Some blame the location, 20km west of central Sydney - colonial buildings in the CBD, such as the Hyde Park Barracks, are impeccably preserved. Others note the associations with welfare and mental health - not popular drawcards. The Female Factory later housed a "lunatic asylum". And still others point to a modern- day ambivalence about Australia's early European history.
"I think there's a level at which we are ashamed of our history, we're not whole-heartedly committed to the idea that colonial history is something to be proud of and be preserved," says Elizabeth Farrelly, a Sydney-based writer and architecture critic.
While the Parramatta site is suffering "demolition by neglect", as Djuric puts it, heritage buildings in central Sydney are threatened by the march of developers. The New South Wales Government wants to sell two colonial sandstone buildings by the harbour which have never been in private hands. It also wants to sell former maritime workers' cottages in Millers Point, a working-class area undergoing gentrification. Many of the Victorian and Georgian terraces are occupied by public housing tenants.

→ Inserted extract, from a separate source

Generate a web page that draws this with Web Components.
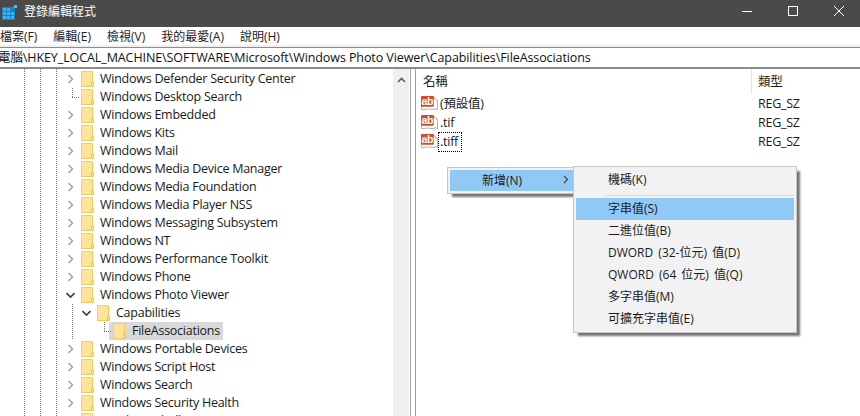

In Windsor, one of five towns planned by Governor Lachlan Macquarie in 1810 on the Hawkesbury River, north of Sydney, a historic bridge is to be knocked down for a four-lane highway which will overshadow beautiful Thompson Square, the first town square built in Australia.
John McInerney, a former Sydney independent councillor and town planner, believes the picture is replicated across the nation, especially in Liberal-run states. "It seems each time a Liberal government comes in, the heritage controls are diminished and the development lobby becomes dominant," he says.
But it's not only Australia's built heritage that is menaced by growth and industrial development. In Western Australia's Pilbara region, 30,000-year-old rock art was destroyed by Woodside Petroleum's huge liquified natural gas project. North at James Price Point, another Woodside project threatens the raw beauty of the Kimberley coastline.
Unesco has expressed grave concern about the impact on the Great Barrier Reef and marine life of intensive port development. In Tasmania, construction of a four-lane highway near Hobart went ahead despite the discovery beneath a floodplain into which concrete pylons were sunk of a vast trove of Aboriginal artefacts from more than 40,000 years ago.
Tasmania is updating its laws to better protect indigenous heritage, but Aboriginal groups say the reforms are too weak. The NSW Government has foreshadowed new planning laws which the Greens claim will turn the state into a "developer's paradise".
Other critics say the Heritage Council, the statutory watchdog, will become a "toothless tiger".
While the trend in the 1970s to early 2000s was towards stronger heritage protection, says McInerney, the tide has turned, and "there's a new environment of economic rationalism, growth and profit at any cost". Farrelly points to changing aesthetics. "The fashion is neo-modernism in office and apartments and houses. So the heritage look is out of fashion, unless it's funky industrial chic."
The Parramatta River site is not even on the state heritage list, despite being "one of the birthplaces of our Australian nation", as Geoff Lee, the state Liberal MP for the area, puts it.
The state Government announced a "master plan" to renovate the 7ha site, but as Borger notes: "It's the third master plan in the last 20 years. Governments choke when it comes to spending the money."
Djuric now leads a state-funded "memory project", comprising artists, social historians and former occupants of the various institutions which have existed on the site. She wants memories preserved in an interpretative centre, the grounds "turned into a children's garden - a safe play area".
In 2009, Kevin Rudd apologised to the "Forgotten Australians", children abused in institutional care. But, says Djuric, "Nothing has really changed. This is a really big part of Australian history; why isn't it remembered?"